Abotsway was the 48th of 50 women to disappear from Vancouver's downtown eastside. Wilson was the last on the list of Pickton's alleged victims to vanish.
Woodward points out a positive aspect that she said came from the Pickton trial and that it helped to increase awareness of "how society has socialized marginalization of women who are judged because they are homeless, have drug addictions, they're women of colour and because they're poor.
"It just needs to be put out there that marginalized women are human beings and that their concerns of violence, of being looked at as thrown away women and as disposable, needs to be acknowledged by the general public in order to make social changes, and more importantly, to make changes in the three levels of government," said Woodward.
"It's very shameful for the provincial government to have this happen and to be turning a blind eye."
Muriel Stanley Venne, president of the Institute for the Advancement of Aboriginal Women in Edmonton, told Windspeaker she has composed a letter that will be sent to the federal cabinet ministers.

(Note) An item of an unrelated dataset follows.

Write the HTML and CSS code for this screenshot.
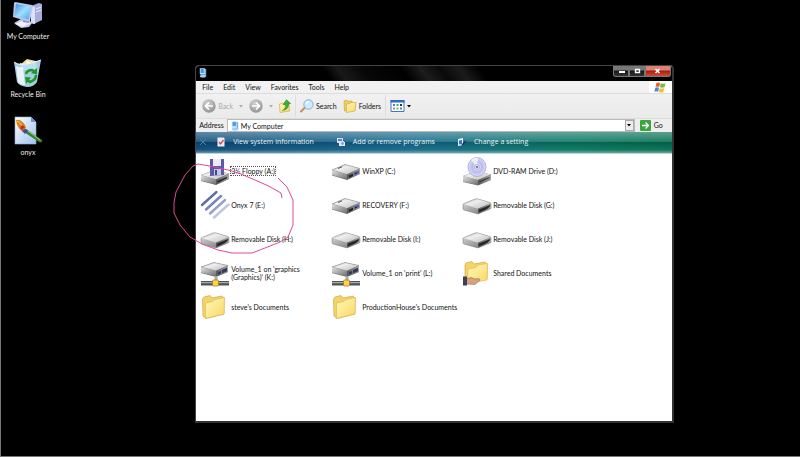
FILE: index.html
```html
<!DOCTYPE html>
<html lang="en">
<head>
<meta charset="utf-8">
<title>My Computer</title>
<link rel="stylesheet" href="styles.css">
</head>
<body>
<svg class="defs" aria-hidden="true">
  <defs>
    <linearGradient id="gTop" x1="0" y1="0" x2="1" y2="1"><stop offset="0" stop-color="#9a9a9a"/><stop offset=".35" stop-color="#efefef"/><stop offset="1" stop-color="#b9b9b9"/></linearGradient>
    <linearGradient id="gLeft" x1="0" y1="0" x2="1" y2="1"><stop offset="0" stop-color="#e2e2e2"/><stop offset="1" stop-color="#6d6d6d"/></linearGradient>
    <linearGradient id="gRight" x1="0" y1="0" x2="1" y2="0"><stop offset="0" stop-color="#555"/><stop offset="1" stop-color="#a8a8a8"/></linearGradient>
    <linearGradient id="gFolder" x1="0" y1="0" x2="1" y2="1"><stop offset="0" stop-color="#fff9b8"/><stop offset="1" stop-color="#f8d766"/></linearGradient>
    <linearGradient id="gScreen" x1="0" y1="0" x2="1" y2="1"><stop offset="0" stop-color="#3f86e6"/><stop offset=".5" stop-color="#9fe0ff"/><stop offset="1" stop-color="#4c9df0"/></linearGradient>
    <linearGradient id="gPaper" x1="0" y1="0" x2="1" y2="1"><stop offset="0" stop-color="#ffffff"/><stop offset="1" stop-color="#9fc0ee"/></linearGradient>
    <radialGradient id="gRound" cx=".4" cy=".3" r=".8"><stop offset="0" stop-color="#d2d2d2"/><stop offset="1" stop-color="#8c8c8c"/></radialGradient>
    <radialGradient id="gDisc"><stop offset=".2" stop-color="#fff"/><stop offset=".5" stop-color="#b7b9ea"/><stop offset="1" stop-color="#dcdcf8"/></radialGradient>

    <symbol id="drive" viewBox="0 0 30 30">
      <path d="M1 14 14 8.500 29 12.500V18L16 24 1 19.500Z" fill="#707070"/>
      <path d="M1 14 14 8.500 29 12.500 16 18.500Z" fill="url(#gTop)" stroke="#8b8b8b" stroke-width=".5"/>
      <path d="M1 14 16 18.500V23.500L1 19Z" fill="url(#gLeft)"/>
      <path d="M16 18.500 29 12.500V17.500L16 23.500Z" fill="url(#gRight)"/>
      <path d="m18 19.500 4-1.800v2.400l-4 1.800Z" fill="#222"/>
      <path d="m23 16.500 5-2.200v3l-5 2.300Z" fill="#5a609e"/>
      <path d="m24 17.200 2-.9v1.300l-2 .9Z" fill="#20264f"/>
      <path d="m7 12.500 4-1.700" stroke="#555" stroke-width="1"/>
    </symbol>
    <symbol id="removable" viewBox="0 0 30 30">
      <path d="M1 14.500Q1 14 2 13.500L13 9Q14.500 8.500 16 9L28 12.500Q29 13 29 14V18Q29 18.500 28 19L17 23.500Q16 24 15 23.700L2 20Q1 19.500 1 19Z" fill="url(#gLeft)" stroke="#777" stroke-width=".5"/>
      <path d="M1.500 14 14.500 9 29 13 16 18.700Z" fill="url(#gTop)"/>
      <path d="M16 18.700 29 13V18L16 23.700Z" fill="url(#gRight)"/>
      <path d="M17 19.800 28.500 14.800Q28 18.800 17 22.300Z" fill="#262626"/>
    </symbol>
    <symbol id="floppy" viewBox="0 0 30 30">
      <path d="M1 19 14 14 29 17.500V23L16 29 1 25Z" fill="#666"/>
      <path d="M1 19 14 14 29 17.500 16 23.500Z" fill="url(#gTop)"/>
      <path d="M1 19 16 23.500V28.500L1 24.500Z" fill="url(#gLeft)"/>
      <path d="M16 23.500 29 17.500V23L16 28.500Z" fill="url(#gRight)"/>
      <path d="m17.500 25 9.500-4.300v1.600l-9.500 4.400Z" fill="#222"/>
      <path d="M10 3H24V19L10 20Z" fill="#5b5aa8"/>
      <path d="M13 3h8v7h-8Z" fill="#e9ebf7"/><path d="M14 13h7v6l-7 .5Z" fill="#c5c7e6"/><path d="M15 14h2v5h-2Z" fill="#444488"/>
    </symbol>
    <symbol id="dvd" viewBox="0 0 30 30">
      <path d="M1 20 14 15 29 18.500V24L16 29.500 1 26Z" fill="#777"/>
      <path d="M1 20 14 15 29 18.500 16 24Z" fill="url(#gTop)"/>
      <path d="M1 20 16 24V29L1 25.500Z" fill="url(#gLeft)"/>
      <path d="M16 24 29 18.500V23.500L16 29Z" fill="url(#gRight)"/>
      <path d="m17.500 25.300 10-4.200v1l-10 4.300Z" fill="#333"/>
      <ellipse cx="15" cy="11" rx="9" ry="9.500" fill="url(#gDisc)" stroke="#9a9bc8" stroke-width=".7"/>
      <path d="M15 11 9 4Q12 1.500 16 1.800Z" fill="#fff" opacity=".7"/>
      <circle cx="15" cy="11" r="2.500" fill="#e9e9f7" stroke="#7d80b8" stroke-width=".6"/><circle cx="15" cy="11" r="1" fill="#555a88"/>
    </symbol>
    <symbol id="netdrive" viewBox="0 0 30 30">
      <path d="M1 9 14 4.500 28 7.500V14L16 19 1 15Z" fill="#666"/>
      <path d="M1 9 14 4.500 28 7.500 16 13Z" fill="url(#gTop)" stroke="#888" stroke-width=".5"/>
      <path d="M1 9 16 13V18.500L1 14.500Z" fill="url(#gLeft)"/>
      <path d="M16 13 28 7.500V13.500L16 18.500Z" fill="url(#gRight)"/>
      <path d="m18 14.300 3-1.300v2.400l-3 1.300ZM22 12l5-2.300v3.500L22 15.300Z" fill="#33385f"/>
      <path d="M14.500 18h3v5h-3Z" fill="#aaa"/>
      <path d="M1 23H29V27.500H1Z" fill="#4e5557"/><path d="M1 24H29V25.200H1Z" fill="#a5adaf"/>
      <rect x="12.500" y="22" width="6" height="6" rx="1" fill="#ffd24d" stroke="#a07718" stroke-width=".7"/>
    </symbol>
    <symbol id="folder" viewBox="0 0 30 30">
      <path d="M2.500 7 4 5 10 3.500 12 6 22 4 24 6V22L6 26.500 3 24Z" fill="#f3d567" stroke="#c99b2e" stroke-width=".6"/>
      <path d="M5.500 11 13 9.500 15 7.500 24.500 5.500 24 22 5.500 26.500Z" fill="url(#gFolder)" stroke="#dab354" stroke-width=".6"/>
    </symbol>
    <symbol id="shared" viewBox="0 0 30 30">
      <path d="M3 7 4 5 10 3.500 12 6 23 4 25 6V21L6 24.500 3 23Z" fill="#f3d567" stroke="#c99b2e" stroke-width=".6"/>
      <path d="M6 11 14 9.500 16 7 25.500 5.500 25 22 5.500 25.500Z" fill="url(#gFolder)" stroke="#dab354" stroke-width=".6"/>
      <path d="M4 21 9 19.500 13 21 17 20.500 18 22 13 26.500 4 26Z" fill="#d9a27c" stroke="#8a5a40" stroke-width=".5"/>
      <path d="M1 18.500H5V27.500H1Z" fill="#39405a"/>
    </symbol>
    <symbol id="lines" viewBox="0 0 30 30">
      <g stroke-width="2.400" stroke-linecap="round"><path d="M2 15 16.500 2" stroke="#5f6ea8"/><path d="M6 19.500 21 6" stroke="#7784b8"/><path d="M10 23.500 25 10" stroke="#959fc9"/><path d="M14 27.500 28.500 14.500" stroke="#c0c6e1"/></g>
    </symbol>
    <symbol id="computer" viewBox="0 0 30 30">
      <path d="M18 6 26 3 29 4V20L21 24 18 23Z" fill="#a7aedb"/><path d="M18 6 22 7V24L18 23Z" fill="#dfe1f6"/><path d="m23 9 5-2M23 12l5-2" stroke="#eceefd"/>
      <path d="M1 23 8 19 20 22 16 27 8 28Z" fill="#c3c8e6"/><path d="M2 24 9 21 18 23 10 27Z" fill="#eef0fb"/>
      <path d="m10 19 6 1v3l-6-1Z" fill="#8d93bf"/>
      <path d="M2 2 19 5 20 6 17 21 15 21.500 0 17 1 3Z" fill="#b9c6ea"/>
      <path d="M3 4 18 6.500 15.500 19.500 1.500 16Z" fill="url(#gScreen)"/>
    </symbol>
    <symbol id="bin" viewBox="0 0 30 30">
      <path d="m8 6 6-5 4 1 5 1 1 8H8Z" fill="#f5e3a0"/><path d="m7 5 6 2 1-4 6 3-2 6H8Z" fill="#fff"/>
      <path d="M1 4Q7 9 28 2L24 24Q21 29 14 29 6 28 4 24Z" fill="#b8dcf2" opacity=".92"/>
      <path d="M3 8Q8 10 10 9L12 27Q7 27 5 24Z" fill="#f3faff" opacity=".85"/>
      <path d="M1 4Q7 10 28 2" fill="none" stroke="#e6f6ff"/>
      <g fill="none" stroke="#159a2b" stroke-width="2.600"><path d="M13 16Q14 12 19 12L22 14"/><path d="M23 17Q23 22 17 24L14 22"/></g>
      <path d="m18 15 6 1.500V10ZM18 19.500l-6-.5 1 7Z" fill="#159a2b"/>
    </symbol>
    <symbol id="paint" viewBox="0 0 30 30">
      <path d="M2 1H18L23 6V28H2Z" fill="url(#gPaper)" stroke="#91b1e2" stroke-width=".6"/><path d="M18 1V6H23Z" fill="#6793d5"/>
      <path d="M13 13 29 24Q30 27 26 26L11 16Z" fill="#37822e"/><path d="m15 15 12 9" stroke="#9ad07d"/>
      <path d="m10 11 5 4-3 3-4-4Z" fill="#3a4d9e"/><path d="M3 4Q8 3 12 9L13 12 9 15Q4 12 3 4Z" fill="#d8841d"/><path d="M4 5Q8 6 10 12" stroke="#ffd55f" fill="none"/><path d="m9 9 3 2-3 3-2-2Z" fill="#b9341d"/>
    </symbol>
    <symbol id="pc" viewBox="0 0 10 12">
      <path d="M1 0H7L8 1V7L7 8H2L1 7Z" fill="#bfe1ff"/><path d="M2 1H6V6H2Z" fill="#4a97ec"/><path d="M7 1H9V10H7Z" fill="#7db2e8"/><path d="M2 8H7L9 11 5 12 1 11Z" fill="#9dd0f8"/>
    </symbol>
  </defs>
</svg>

<main class="desktop">
  <nav class="shortcuts" aria-label="Desktop">
    <a class="shortcut" href="#"><svg><use href="#computer"/></svg><span>My Computer</span></a>
    <a class="shortcut" href="#"><svg><use href="#bin"/></svg><span>Recycle Bin</span></a>
    <a class="shortcut" href="#"><svg><use href="#paint"/></svg><span>onyx</span></a>
  </nav>

  <section class="window" aria-label="My Computer">
    <header class="titlebar">
      <svg class="pc"><use href="#pc"/></svg>
      <div class="controls">
        <button aria-label="Minimize"><svg viewBox="0 0 15 10"><path d="M5 5h6v2H5z" fill="#fff"/></svg></button>
        <button aria-label="Maximize"><svg viewBox="0 0 15 10"><path d="M5.500 3.500h4v3h-4z" fill="none" stroke="#fff" stroke-width="1.400"/></svg></button>
        <button class="close" aria-label="Close"><svg viewBox="0 0 15 10"><path d="m5.500 3 4 4m0-4-4 4" stroke="#fff" stroke-width="1.600"/></svg></button>
      </div>
    </header>

    <div class="menurow">
      <nav class="menu" aria-label="Menu">
        <button>File</button><button>Edit</button><button>View</button><button>Favorites</button><button>Tools</button><button>Help</button>
      </nav>
      <div class="flag">
        <svg viewBox="0 0 12 11"><path d="M2.500 1Q4.500 0 6 1L5.200 5Q3.500 4 1.500 5Z" fill="#ee5a2e"/><path d="M6.700 1.300Q9 2.300 11.500 1.200L10.500 5.300Q8.500 6.200 5.900 5.300Z" fill="#7cbb3c"/><path d="M1.300 5.800Q3.300 4.800 5 5.800L4.200 9.800Q2.500 8.800.3 9.800Z" fill="#4688dd"/><path d="M5.700 6.200Q8 7 10.300 6.200L9.300 10.200Q7.200 11 4.900 10.100Z" fill="#f7bd2e"/></svg>
      </div>
    </div>

    <div class="toolbar">
      <button class="tool muted"><svg class="round" viewBox="0 0 14 14"><circle cx="7" cy="7" r="6.700" fill="url(#gRound)"/><path d="M11 7H4M7 3.500 3.500 7 7 10.500" fill="none" stroke="#fff" stroke-width="1.700"/></svg>Back</button>
      <svg class="caret muted" viewBox="0 0 4 3"><path d="M0 0h4L2 2.500z"/></svg>
      <button class="tool" aria-label="Forward"><svg class="round" viewBox="0 0 14 14"><circle cx="7" cy="7" r="6.700" fill="url(#gRound)"/><path d="M3 7h7M7 3.500 10.500 7 7 10.500" fill="none" stroke="#fff" stroke-width="1.700"/></svg></button>
      <svg class="caret muted" viewBox="0 0 4 3"><path d="M0 0h4L2 2.500z"/></svg>
      <button class="tool" aria-label="Up"><svg class="up" viewBox="0 0 12 14"><path d="M.5 5 4 4 5 5.500 10 4.500 10.500 12 1 13.500Z" fill="url(#gFolder)" stroke="#cfa33b" stroke-width=".6"/><path d="M3.500 11.500Q7 10 6.500 5.500H4L7.500.8 11.700 4.500 9.500 5Q9.800 10.500 3.500 11.500Z" fill="#3eae32" stroke="#23801e" stroke-width=".5"/></svg></button>
      <span class="rule"></span>
      <button class="tool"><svg class="round" viewBox="0 0 14 14"><path d="m5.500 8-5 5" stroke="#c98d5d" stroke-width="2"/><circle cx="8.500" cy="5.500" r="4.700" fill="#cdeaff" stroke="#7fb0d8"/><path d="M6 5Q6.500 2.800 9 2.700" fill="none" stroke="#fff" stroke-width="1.300"/></svg>Search</button>
      <button class="tool"><svg class="round" viewBox="0 0 14 14"><path d="M1 2 4 1 5 2.500 9 2V11L1.500 12Z" fill="#f3cf5c" stroke="#c99b2e" stroke-width=".6"/><path d="M3.500 5 7 4.500 8 3.500 13 3.500 12 12 3.500 13.500Z" fill="url(#gFolder)" stroke="#cfa03a" stroke-width=".6"/></svg>Folders</button>
      <span class="rule"></span>
      <button class="tool" aria-label="Views"><svg class="views" viewBox="0 0 14 12"><path d="M.5.500h13v11H.5z" fill="#fff" stroke="#3c78c8"/><path d="M0 0h14v2.500H0z" fill="#2e6dc4"/><path d="M2.500 4h2v2h-2zm7 3.500h2v2h-2z" fill="#6274c4"/><path d="M6 4h2v2H6z" fill="#4ba563"/><path d="M9.500 4h2v2h-2z" fill="#333"/><path d="M2.500 7.500h2v2h-2z" fill="#cc7b7b"/><path d="M6 7.500h2v2H6z" fill="#51b6c8"/></svg><svg class="caret" viewBox="0 0 4 3"><path d="M0 0h4L2 2.500z"/></svg></button>
    </div>

    <form class="address">
      <label for="addr">Address</label>
      <div class="field">
        <svg class="pc"><use href="#pc"/></svg>
        <input id="addr" type="text" value="My Computer">
        <button type="button" class="drop" aria-label="Show addresses"><svg class="caret" viewBox="0 0 4 3"><path d="M0 0h4L2 2.500z"/></svg></button>
      </div>
      <button type="button" class="go"><svg viewBox="0 0 11 11"><rect width="11" height="11" rx="1" fill="#38a63c"/><path d="M2 5.500h6M5.500 2.500l3 3-3 3" fill="none" stroke="#fff" stroke-width="1.300"/></svg>Go</button>
    </form>

    <div class="tasks">
      <button class="dismiss" aria-label="Dismiss"><svg viewBox="0 0 6 6"><path d="m0 0 6 6M6 0 0 6" stroke="#4b87a5"/></svg></button>
      <a href="#"><svg viewBox="0 0 10 10"><path d="M1.500.5h6l1 1v8h-7z" fill="#e9edf8"/><path d="m3 5 1.500 2L7.500 3" fill="none" stroke="#d3473a" stroke-width="1.300"/></svg>View system information</a>
      <a href="#"><svg viewBox="0 0 10 10"><path d="M1 1h6v5H1z" fill="#cfe0fa"/><path d="M2 2h4v2H2z" fill="#5384d0"/><path d="M3 5h6v4H3z" fill="#dfe7f7"/><circle cx="6.500" cy="6.500" r="2" fill="#8ba4d4" stroke="#eef"/></svg>Add or remove programs</a>
      <a href="#"><svg viewBox="0 0 10 10"><path d="M1 2 6 1V8L1 9Z" fill="#e8effd"/><path d="M2 3.500 5 3V7L2 7.500Z" fill="#3e70cd"/><path d="m5 8 4-4" stroke="#1e365f" stroke-width="1.600"/></svg>Change a setting</a>
    </div>

    <div class="files">
      <a class="file selected" href="#"><svg><use href="#floppy"/></svg><span>3½ Floppy (A:)</span></a>
      <a class="file" href="#"><svg><use href="#drive"/></svg><span>WinXP (C:)</span></a>
      <a class="file" href="#"><svg><use href="#dvd"/></svg><span>DVD-RAM Drive (D:)</span></a>
      <a class="file" href="#"><svg><use href="#lines"/></svg><span>Onyx 7 (E:)</span></a>
      <a class="file" href="#"><svg><use href="#drive"/></svg><span>RECOVERY (F:)</span></a>
      <a class="file" href="#"><svg><use href="#removable"/></svg><span>Removable Disk (G:)</span></a>
      <a class="file" href="#"><svg><use href="#removable"/></svg><span>Removable Disk (H:)</span></a>
      <a class="file" href="#"><svg><use href="#removable"/></svg><span>Removable Disk (I:)</span></a>
      <a class="file" href="#"><svg><use href="#removable"/></svg><span>Removable Disk (J:)</span></a>
      <a class="file" href="#"><svg><use href="#netdrive"/></svg><span>Volume_1 on 'graphics<br>(Graphics)' (K:)</span></a>
      <a class="file" href="#"><svg><use href="#netdrive"/></svg><span>Volume_1 on 'print' (L:)</span></a>
      <a class="file" href="#"><svg><use href="#shared"/></svg><span>Shared Documents</span></a>
      <a class="file" href="#"><svg><use href="#folder"/></svg><span>steve's Documents</span></a>
      <a class="file" href="#"><svg><use href="#folder"/></svg><span>ProductionHouse's Documents</span></a>
    </div>
  </section>

  <svg class="scribble" viewBox="170 160 126 98" aria-hidden="true">
    <path d="M282 198 281 193Q268 185 255 180L241 174 232 171 215 167 198 164 193 166 185 175 176 192Q173 203 174 213L180 225 190 237 202 244 218 250 232 253H252L265 248 280 242 288 237 293 225V200L287 187 282 182 278 178"/>
  </svg>
</main>
</body>
</html>
```
FILE: styles.css
```css
* { box-sizing: border-box; }

body {
  margin: 0;
  background: #000;
  color: #111;
  font: 7px/9px Lato, "Liberation Sans", sans-serif;
}

button, input {
  margin: 0;
  padding: 0;
  border: 0;
  background: none;
  color: inherit;
  font: inherit;
}

a { color: inherit; text-decoration: none; }
svg { display: block; flex: none; }
.defs { position: absolute; width: 0; height: 0; }

.desktop {
  position: relative;
  min-height: 100vh;
  border-left: 1px solid #777;
  border-bottom: 1px solid #777;
}

/* Desktop shortcuts */
.shortcuts {
  display: flex;
  flex-direction: column;
  gap: 17px;
  width: 54px;
}
.shortcut {
  display: flex;
  flex-direction: column;
  align-items: center;
  gap: 2px;
  color: #eee;
  white-space: nowrap;
}
.shortcut svg { width: 30px; height: 30px; }

/* Window frame */
.window {
  position: absolute;
  top: 65px;
  right: 15.8%;
  bottom: 33px;
  left: 24.3%;
  display: flex;
  flex-direction: column;
  overflow: hidden;
  border: 1px solid #444;
  border-right: 2px solid #333;
  border-bottom: 2px solid #333;
  border-radius: 4px 4px 0 0;
  background: #fff;
}

.titlebar {
  display: flex;
  justify-content: space-between;
  height: 15px;
  padding: 0 1px 0 2px;
  background: linear-gradient(52deg, #000 28%, #191919 31%, #070707 36%, #000 44%, #1d1d1d 48%, #0a0a0a 52%, #1b1b1b 56%, #000 60%);
}
.pc { width: 8px; height: 10px; }
.titlebar .pc { margin: 2px 0 0 1px; }
.controls { display: flex; height: 11px; }
.controls button {
  display: grid;
  place-items: center;
  width: 16px;
  border: 1px solid #777;
  border-top: 0;
  background: linear-gradient(#777 0 40%, #161616 50%, #333);
}
.controls button:first-child { border-bottom-left-radius: 3px; }
.controls svg { width: 15px; height: 10px; }
.controls .close {
  width: 26px;
  border-bottom-right-radius: 3px;
  background: linear-gradient(#d98275 0 40%, #a51d12 50%, #d04b35);
}

/* Menu */
.menurow {
  display: flex;
  justify-content: space-between;
  height: 13px;
  border-bottom: 1px solid #ddd;
  background: #f1f1f1;
}
.menu { display: flex; gap: 10px; padding-left: 6px; }
.flag { display: grid; place-items: center; width: 23px; background: #fff; }
.flag svg { width: 12px; height: 11px; }

/* Toolbar */
.toolbar {
  display: flex;
  align-items: center;
  gap: 6px;
  height: 25px;
  padding-left: 6px;
  border-bottom: 1px solid #ddd;
  background: linear-gradient(#f1f1f1, #eaeaea);
}
.tool { display: flex; align-items: center; gap: 2px; }
.muted { color: #aaa; fill: #aaa; }
.round { width: 14px; height: 14px; }
.up { width: 12px; height: 14px; }
.views { width: 15px; height: 12px; }
.caret { width: 4px; height: 3px; }
.rule { width: 1px; height: 22px; margin: 0 -2px; background: #ddd; }

/* Address bar */
.address {
  display: flex;
  align-items: center;
  height: 13px;
  padding: 0 9px 0 3px;
  gap: 3px;
  background: #eee;
}
.field {
  display: flex;
  flex: 1;
  align-items: center;
  gap: 2px;
  height: 13px;
  padding-left: 3px;
  border: 1px solid #bbb;
  background: #fff;
}
.field input { flex: 1; min-width: 0; height: 11px; outline: 0; }
.drop {
  display: grid;
  place-items: center;
  width: 9px;
  height: 11px;
  border: 1px solid #aaa;
  background: #eee;
}
.go { display: flex; align-items: center; gap: 3px; padding-left: 2px; }
.go svg { width: 11px; height: 11px; }

/* Task strip */
.tasks {
  display: flex;
  align-items: center;
  gap: 22px;
  height: 22px;
  padding: 0 4px 2px;
  border-bottom: 1px solid #b7d5d5;
  background:
    linear-gradient(rgba(255, 255, 255, .35), rgba(255, 255, 255, .12) 45%, rgba(0, 0, 0, .12) 50%, rgba(255, 255, 255, .05) 85%, rgba(255, 255, 255, .4)),
    linear-gradient(90deg, #0b4a78, #14678a 45%, #08765f 80%, #046c50);
  color: #e4f3f5;
  font: 7px/10px "Open Sans", "Noto Sans", sans-serif;
}
.tasks a { display: flex; align-items: center; gap: 7px; }
.tasks a svg { width: 10px; height: 10px; }
.dismiss { margin-right: -12px; }
.dismiss svg { width: 6px; height: 6px; }

/* File tiles */
.files {
  display: grid;
  grid-template-columns: repeat(auto-fill, 131px);
  grid-auto-rows: 34px;
  padding-left: 4px;
}
.file {
  display: flex;
  align-items: center;
  gap: 1px;
  line-height: 8px;
  white-space: nowrap;
}
.file svg { width: 30px; height: 30px; }
.file.selected span { outline: 1px dotted #555; }

/* Pen mark over the window */
.scribble {
  position: absolute;
  top: 160px;
  left: 169px;
  width: 126px;
  height: 98px;
  pointer-events: none;
}
.scribble path { fill: none; stroke: #dc4a92; stroke-width: 1; stroke-linejoin: round; }
```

The letter is a plea for help and a request to work together to end the unnecessary violence against Aboriginal women.
"I'd like to meet with you to see where we could make a difference to the lives of women," Stanley Venne states in the letter.
"We have answers and solutions but we don't have the resources to implement the changes and policies to ensure life for each of the citizens. I'm asking for your help in addressing this critical situation."